Task details: In the material below, the lines containing the word "with" are required; copy each of them.

Supplied entries:
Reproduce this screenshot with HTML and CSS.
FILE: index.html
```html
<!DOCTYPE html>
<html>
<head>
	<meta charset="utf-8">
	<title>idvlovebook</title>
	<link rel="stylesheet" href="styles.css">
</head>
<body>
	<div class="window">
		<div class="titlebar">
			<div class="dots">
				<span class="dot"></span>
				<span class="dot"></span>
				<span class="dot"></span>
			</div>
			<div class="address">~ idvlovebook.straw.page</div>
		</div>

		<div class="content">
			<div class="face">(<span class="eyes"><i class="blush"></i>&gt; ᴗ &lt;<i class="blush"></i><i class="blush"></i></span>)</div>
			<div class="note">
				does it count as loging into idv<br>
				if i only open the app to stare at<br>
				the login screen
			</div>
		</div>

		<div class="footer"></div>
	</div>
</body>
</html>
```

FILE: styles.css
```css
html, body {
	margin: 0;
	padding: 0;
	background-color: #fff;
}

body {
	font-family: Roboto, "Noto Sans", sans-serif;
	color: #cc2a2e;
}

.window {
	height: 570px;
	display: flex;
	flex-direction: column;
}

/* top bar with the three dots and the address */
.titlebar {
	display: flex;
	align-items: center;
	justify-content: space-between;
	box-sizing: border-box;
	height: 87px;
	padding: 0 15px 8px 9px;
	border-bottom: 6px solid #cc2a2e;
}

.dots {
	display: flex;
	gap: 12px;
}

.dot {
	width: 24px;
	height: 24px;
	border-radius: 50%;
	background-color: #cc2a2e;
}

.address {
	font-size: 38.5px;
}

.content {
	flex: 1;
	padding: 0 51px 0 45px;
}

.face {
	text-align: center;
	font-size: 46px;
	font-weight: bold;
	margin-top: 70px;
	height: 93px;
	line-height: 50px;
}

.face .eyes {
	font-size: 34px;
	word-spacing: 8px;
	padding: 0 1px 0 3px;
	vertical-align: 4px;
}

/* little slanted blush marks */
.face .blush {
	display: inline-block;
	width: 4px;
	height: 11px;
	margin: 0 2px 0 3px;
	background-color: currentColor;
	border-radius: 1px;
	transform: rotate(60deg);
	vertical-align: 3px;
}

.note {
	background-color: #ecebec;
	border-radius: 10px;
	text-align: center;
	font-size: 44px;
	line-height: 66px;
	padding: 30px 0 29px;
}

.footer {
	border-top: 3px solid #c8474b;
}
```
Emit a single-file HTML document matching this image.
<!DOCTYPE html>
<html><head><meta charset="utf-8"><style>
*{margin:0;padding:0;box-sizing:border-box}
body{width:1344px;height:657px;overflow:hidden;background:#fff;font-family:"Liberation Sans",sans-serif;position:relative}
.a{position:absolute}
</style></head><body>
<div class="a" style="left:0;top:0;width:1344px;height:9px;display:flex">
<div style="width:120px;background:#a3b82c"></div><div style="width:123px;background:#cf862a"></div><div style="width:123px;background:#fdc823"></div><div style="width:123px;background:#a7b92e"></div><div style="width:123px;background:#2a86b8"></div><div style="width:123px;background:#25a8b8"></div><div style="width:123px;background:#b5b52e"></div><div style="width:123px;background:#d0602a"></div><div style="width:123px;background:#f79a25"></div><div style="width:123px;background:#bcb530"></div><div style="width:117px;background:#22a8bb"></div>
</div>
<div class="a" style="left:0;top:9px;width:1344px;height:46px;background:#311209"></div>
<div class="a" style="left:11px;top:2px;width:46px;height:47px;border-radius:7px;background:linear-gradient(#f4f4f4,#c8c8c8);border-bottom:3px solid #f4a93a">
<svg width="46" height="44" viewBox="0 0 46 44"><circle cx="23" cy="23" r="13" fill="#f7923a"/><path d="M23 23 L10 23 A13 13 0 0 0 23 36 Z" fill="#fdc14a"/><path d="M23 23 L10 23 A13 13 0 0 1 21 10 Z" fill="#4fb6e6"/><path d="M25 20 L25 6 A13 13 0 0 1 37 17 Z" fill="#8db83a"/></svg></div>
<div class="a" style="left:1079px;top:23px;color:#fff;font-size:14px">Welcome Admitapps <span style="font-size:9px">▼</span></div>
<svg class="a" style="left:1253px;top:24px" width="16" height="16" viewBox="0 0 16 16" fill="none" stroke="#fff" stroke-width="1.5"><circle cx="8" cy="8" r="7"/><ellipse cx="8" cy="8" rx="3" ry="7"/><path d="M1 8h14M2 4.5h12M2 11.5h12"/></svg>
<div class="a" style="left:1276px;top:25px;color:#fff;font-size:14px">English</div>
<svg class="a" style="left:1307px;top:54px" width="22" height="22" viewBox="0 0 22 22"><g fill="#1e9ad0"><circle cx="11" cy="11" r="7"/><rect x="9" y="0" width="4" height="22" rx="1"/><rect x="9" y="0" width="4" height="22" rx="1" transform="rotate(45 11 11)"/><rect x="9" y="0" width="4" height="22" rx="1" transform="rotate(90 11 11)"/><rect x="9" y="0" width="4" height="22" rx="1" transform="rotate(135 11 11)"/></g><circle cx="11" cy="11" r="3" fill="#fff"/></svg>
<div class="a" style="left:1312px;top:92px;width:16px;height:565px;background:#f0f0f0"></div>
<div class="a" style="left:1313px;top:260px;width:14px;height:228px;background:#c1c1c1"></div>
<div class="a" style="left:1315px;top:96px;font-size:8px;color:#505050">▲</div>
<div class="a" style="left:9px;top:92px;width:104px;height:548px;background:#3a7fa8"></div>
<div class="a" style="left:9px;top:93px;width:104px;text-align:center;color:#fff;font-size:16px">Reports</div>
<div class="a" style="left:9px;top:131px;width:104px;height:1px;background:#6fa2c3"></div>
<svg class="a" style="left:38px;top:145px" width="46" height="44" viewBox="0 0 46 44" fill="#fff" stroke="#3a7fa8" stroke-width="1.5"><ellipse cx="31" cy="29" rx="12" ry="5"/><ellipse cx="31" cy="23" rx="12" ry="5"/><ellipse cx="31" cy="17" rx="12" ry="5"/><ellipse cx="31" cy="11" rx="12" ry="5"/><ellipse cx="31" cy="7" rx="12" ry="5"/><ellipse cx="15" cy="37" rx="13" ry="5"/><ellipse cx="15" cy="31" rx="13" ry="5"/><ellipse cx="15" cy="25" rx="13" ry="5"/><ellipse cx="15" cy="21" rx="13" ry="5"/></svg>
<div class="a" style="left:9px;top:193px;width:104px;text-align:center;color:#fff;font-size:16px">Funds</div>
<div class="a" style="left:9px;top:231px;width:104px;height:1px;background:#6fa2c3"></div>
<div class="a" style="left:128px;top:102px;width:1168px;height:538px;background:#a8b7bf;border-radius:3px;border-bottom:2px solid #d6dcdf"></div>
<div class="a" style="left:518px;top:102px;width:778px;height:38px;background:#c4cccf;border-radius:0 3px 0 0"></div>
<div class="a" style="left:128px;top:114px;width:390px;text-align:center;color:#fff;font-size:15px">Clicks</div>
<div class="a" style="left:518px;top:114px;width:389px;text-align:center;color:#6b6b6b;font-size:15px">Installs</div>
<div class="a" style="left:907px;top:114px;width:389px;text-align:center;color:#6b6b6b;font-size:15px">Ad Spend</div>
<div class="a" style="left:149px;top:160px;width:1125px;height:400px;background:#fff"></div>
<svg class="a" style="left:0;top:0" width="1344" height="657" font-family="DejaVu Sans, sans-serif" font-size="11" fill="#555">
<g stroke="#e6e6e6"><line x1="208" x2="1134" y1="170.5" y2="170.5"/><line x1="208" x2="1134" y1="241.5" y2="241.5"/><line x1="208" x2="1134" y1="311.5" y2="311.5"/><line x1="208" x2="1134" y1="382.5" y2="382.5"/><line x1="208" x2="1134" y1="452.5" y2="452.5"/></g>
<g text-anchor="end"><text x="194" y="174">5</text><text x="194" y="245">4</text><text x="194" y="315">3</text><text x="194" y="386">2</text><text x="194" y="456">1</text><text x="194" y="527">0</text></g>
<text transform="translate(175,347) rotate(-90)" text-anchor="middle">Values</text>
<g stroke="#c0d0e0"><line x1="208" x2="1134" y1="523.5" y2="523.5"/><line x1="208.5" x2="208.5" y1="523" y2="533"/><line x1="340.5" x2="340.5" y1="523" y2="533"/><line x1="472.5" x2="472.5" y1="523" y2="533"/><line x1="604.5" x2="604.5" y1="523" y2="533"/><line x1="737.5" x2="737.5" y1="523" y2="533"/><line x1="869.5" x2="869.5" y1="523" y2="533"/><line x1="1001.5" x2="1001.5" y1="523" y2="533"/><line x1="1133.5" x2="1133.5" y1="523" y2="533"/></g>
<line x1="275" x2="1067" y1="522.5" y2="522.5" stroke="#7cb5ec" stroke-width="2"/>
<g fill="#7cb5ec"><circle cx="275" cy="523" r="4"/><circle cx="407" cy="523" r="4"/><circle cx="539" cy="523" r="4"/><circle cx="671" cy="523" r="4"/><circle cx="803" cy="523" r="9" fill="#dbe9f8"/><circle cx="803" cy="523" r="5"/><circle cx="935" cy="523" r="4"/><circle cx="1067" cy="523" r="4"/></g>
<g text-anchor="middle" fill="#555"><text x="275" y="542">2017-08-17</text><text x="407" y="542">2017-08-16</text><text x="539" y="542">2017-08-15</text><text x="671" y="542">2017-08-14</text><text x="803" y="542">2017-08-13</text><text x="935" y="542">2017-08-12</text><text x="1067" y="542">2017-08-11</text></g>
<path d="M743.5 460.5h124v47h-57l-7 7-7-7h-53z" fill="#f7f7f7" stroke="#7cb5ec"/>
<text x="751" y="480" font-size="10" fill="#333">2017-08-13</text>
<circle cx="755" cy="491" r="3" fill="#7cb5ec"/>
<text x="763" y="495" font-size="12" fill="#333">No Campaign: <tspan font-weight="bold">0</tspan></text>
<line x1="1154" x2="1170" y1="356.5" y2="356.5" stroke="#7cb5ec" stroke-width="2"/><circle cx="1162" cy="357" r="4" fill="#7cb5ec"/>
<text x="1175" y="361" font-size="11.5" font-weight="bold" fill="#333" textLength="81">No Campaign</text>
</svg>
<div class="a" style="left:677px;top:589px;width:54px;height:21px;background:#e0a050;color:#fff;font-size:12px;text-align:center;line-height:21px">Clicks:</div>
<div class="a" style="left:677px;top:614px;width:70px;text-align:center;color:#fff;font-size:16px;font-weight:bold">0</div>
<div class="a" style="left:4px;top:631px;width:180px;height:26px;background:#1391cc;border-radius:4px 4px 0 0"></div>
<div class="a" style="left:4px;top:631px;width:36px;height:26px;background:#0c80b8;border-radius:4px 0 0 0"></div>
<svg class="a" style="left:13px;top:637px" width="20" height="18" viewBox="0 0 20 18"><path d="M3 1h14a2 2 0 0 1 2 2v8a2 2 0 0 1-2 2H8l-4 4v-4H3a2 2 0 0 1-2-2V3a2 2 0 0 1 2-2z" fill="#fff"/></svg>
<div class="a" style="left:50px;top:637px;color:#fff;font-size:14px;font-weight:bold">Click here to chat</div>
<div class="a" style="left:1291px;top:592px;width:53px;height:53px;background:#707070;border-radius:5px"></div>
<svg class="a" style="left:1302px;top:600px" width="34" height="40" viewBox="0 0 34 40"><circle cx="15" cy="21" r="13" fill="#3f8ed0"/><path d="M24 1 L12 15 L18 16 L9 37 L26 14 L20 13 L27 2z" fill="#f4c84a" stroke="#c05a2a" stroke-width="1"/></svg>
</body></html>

Worked solution:
Reproduce this screenshot with HTML and CSS.
/* top bar with the three dots and the address */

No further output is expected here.